## Task goal
Look through the material below. Copy every line with the string "this" in it.

▬▬▬▬▬▬

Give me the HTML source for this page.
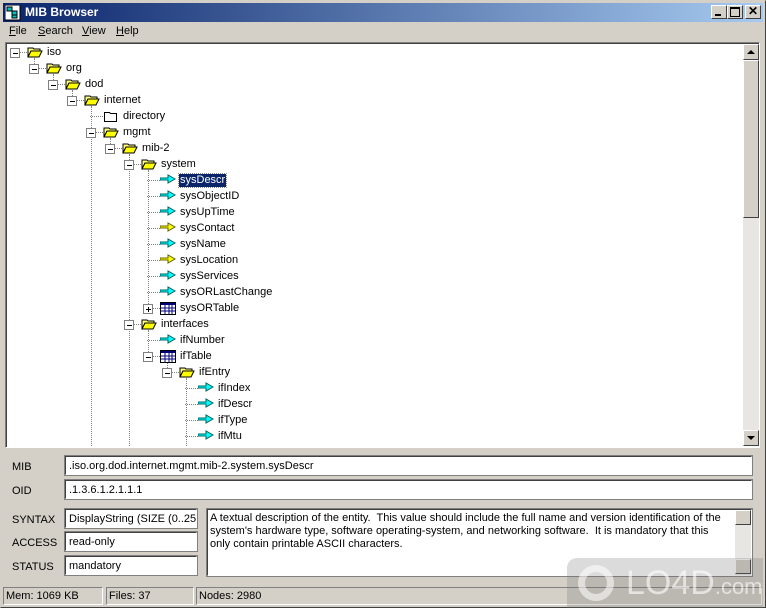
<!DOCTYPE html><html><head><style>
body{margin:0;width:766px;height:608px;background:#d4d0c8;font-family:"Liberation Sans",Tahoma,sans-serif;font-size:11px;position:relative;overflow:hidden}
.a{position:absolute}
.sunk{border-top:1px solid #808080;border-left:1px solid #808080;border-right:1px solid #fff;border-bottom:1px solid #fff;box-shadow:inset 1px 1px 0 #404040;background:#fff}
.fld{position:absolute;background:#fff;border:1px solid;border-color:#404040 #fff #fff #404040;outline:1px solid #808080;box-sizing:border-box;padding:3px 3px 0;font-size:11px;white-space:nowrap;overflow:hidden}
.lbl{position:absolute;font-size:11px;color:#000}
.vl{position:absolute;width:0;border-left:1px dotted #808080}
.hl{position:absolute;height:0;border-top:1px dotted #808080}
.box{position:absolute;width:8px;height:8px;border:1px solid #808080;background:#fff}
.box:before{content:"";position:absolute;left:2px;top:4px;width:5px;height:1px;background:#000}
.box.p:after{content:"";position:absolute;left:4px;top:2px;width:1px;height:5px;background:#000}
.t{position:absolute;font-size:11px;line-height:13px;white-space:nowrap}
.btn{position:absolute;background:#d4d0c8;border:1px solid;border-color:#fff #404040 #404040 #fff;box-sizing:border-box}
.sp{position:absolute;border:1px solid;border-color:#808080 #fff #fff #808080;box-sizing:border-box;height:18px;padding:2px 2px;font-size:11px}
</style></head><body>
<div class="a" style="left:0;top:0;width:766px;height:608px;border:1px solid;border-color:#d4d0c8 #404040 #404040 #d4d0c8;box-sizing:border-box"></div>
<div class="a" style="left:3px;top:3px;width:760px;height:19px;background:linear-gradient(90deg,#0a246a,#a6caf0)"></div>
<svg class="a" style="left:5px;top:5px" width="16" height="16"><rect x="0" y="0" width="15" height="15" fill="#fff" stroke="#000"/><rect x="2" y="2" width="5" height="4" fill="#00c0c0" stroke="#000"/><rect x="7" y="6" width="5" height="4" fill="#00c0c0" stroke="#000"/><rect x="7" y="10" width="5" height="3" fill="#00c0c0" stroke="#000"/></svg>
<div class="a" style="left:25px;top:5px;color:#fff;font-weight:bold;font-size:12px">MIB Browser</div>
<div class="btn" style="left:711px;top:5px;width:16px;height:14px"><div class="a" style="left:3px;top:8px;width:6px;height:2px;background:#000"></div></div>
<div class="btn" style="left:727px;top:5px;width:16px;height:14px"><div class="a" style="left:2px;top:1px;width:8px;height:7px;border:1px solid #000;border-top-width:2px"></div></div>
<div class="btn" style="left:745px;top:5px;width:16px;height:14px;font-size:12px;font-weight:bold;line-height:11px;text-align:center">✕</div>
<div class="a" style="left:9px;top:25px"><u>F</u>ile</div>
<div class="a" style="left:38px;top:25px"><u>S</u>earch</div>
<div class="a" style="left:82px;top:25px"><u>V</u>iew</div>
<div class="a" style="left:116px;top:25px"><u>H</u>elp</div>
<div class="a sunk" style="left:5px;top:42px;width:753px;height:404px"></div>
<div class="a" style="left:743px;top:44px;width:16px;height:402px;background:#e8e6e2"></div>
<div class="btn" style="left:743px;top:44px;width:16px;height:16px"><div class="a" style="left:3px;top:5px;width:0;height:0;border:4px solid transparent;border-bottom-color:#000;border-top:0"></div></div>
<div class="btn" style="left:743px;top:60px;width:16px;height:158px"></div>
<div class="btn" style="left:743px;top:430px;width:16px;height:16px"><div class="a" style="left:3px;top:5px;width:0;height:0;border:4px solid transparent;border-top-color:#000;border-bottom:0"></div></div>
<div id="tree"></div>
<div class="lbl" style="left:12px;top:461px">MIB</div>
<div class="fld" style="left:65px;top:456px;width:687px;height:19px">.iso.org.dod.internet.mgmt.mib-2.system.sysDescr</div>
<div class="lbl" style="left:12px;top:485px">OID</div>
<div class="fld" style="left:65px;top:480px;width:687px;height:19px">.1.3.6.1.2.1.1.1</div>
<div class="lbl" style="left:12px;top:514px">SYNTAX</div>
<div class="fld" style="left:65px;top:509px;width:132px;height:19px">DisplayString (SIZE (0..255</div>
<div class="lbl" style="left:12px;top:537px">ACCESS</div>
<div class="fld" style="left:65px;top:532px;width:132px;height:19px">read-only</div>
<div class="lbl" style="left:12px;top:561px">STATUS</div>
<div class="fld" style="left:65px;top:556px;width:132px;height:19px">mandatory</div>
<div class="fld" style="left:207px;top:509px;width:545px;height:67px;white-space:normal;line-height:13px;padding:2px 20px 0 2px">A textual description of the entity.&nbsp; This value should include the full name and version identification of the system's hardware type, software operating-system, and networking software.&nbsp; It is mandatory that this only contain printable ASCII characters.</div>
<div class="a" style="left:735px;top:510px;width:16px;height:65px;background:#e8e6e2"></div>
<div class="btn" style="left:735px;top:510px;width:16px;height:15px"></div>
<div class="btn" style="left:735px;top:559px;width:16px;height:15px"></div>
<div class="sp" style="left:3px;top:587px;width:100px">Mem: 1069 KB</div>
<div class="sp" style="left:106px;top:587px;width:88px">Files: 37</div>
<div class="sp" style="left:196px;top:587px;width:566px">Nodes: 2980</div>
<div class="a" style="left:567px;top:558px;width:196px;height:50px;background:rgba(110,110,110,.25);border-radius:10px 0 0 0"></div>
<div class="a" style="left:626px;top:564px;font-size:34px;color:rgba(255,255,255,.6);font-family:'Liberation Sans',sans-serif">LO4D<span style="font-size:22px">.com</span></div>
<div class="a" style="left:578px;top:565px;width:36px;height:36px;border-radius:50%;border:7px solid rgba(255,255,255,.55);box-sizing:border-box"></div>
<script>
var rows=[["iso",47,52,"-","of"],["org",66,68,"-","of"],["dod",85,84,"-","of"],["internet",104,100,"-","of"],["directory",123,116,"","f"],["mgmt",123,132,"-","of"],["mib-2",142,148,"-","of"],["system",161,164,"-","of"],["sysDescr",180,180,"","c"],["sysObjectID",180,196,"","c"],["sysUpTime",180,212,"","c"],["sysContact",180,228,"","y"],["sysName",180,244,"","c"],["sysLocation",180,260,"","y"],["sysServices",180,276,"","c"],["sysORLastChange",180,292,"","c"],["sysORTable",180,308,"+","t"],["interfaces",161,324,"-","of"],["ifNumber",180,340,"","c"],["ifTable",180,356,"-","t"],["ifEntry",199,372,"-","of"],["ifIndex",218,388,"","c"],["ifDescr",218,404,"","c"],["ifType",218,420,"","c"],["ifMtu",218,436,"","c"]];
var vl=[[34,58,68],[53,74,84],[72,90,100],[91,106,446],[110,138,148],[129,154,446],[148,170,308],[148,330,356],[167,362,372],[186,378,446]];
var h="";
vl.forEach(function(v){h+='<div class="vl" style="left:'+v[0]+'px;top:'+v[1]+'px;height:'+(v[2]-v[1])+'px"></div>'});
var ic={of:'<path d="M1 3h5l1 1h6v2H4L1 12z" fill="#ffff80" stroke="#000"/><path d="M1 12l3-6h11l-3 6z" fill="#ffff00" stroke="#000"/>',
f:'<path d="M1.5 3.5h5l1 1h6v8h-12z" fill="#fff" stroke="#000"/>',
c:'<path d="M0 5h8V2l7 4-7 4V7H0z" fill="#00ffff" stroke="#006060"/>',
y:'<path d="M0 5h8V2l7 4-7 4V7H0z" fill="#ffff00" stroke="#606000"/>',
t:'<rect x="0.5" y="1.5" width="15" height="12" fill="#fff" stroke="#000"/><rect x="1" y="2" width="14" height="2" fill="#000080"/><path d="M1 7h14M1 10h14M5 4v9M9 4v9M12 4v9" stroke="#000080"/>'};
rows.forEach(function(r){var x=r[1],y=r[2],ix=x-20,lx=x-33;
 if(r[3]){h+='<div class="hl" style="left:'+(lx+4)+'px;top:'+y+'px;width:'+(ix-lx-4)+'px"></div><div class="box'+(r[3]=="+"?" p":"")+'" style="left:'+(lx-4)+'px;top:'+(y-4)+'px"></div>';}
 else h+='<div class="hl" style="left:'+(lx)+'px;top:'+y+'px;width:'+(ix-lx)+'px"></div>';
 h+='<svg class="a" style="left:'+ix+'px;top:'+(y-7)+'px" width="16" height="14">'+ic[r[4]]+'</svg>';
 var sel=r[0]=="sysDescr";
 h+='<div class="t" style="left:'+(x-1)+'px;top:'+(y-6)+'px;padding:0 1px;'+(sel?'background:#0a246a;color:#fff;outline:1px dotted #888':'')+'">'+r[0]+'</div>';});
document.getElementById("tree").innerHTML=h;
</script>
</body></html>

▬▬▬▬▬▬

## Output of the task
Give me the HTML source for this page.
<div class="fld" style="left:207px;top:509px;width:545px;height:67px;white-space:normal;line-height:13px;padding:2px 20px 0 2px">A textual description of the entity.&nbsp; This value should include the full name and version identification of the system's hardware type, software operating-system, and networking software.&nbsp; It is mandatory that this only contain printable ASCII characters.</div>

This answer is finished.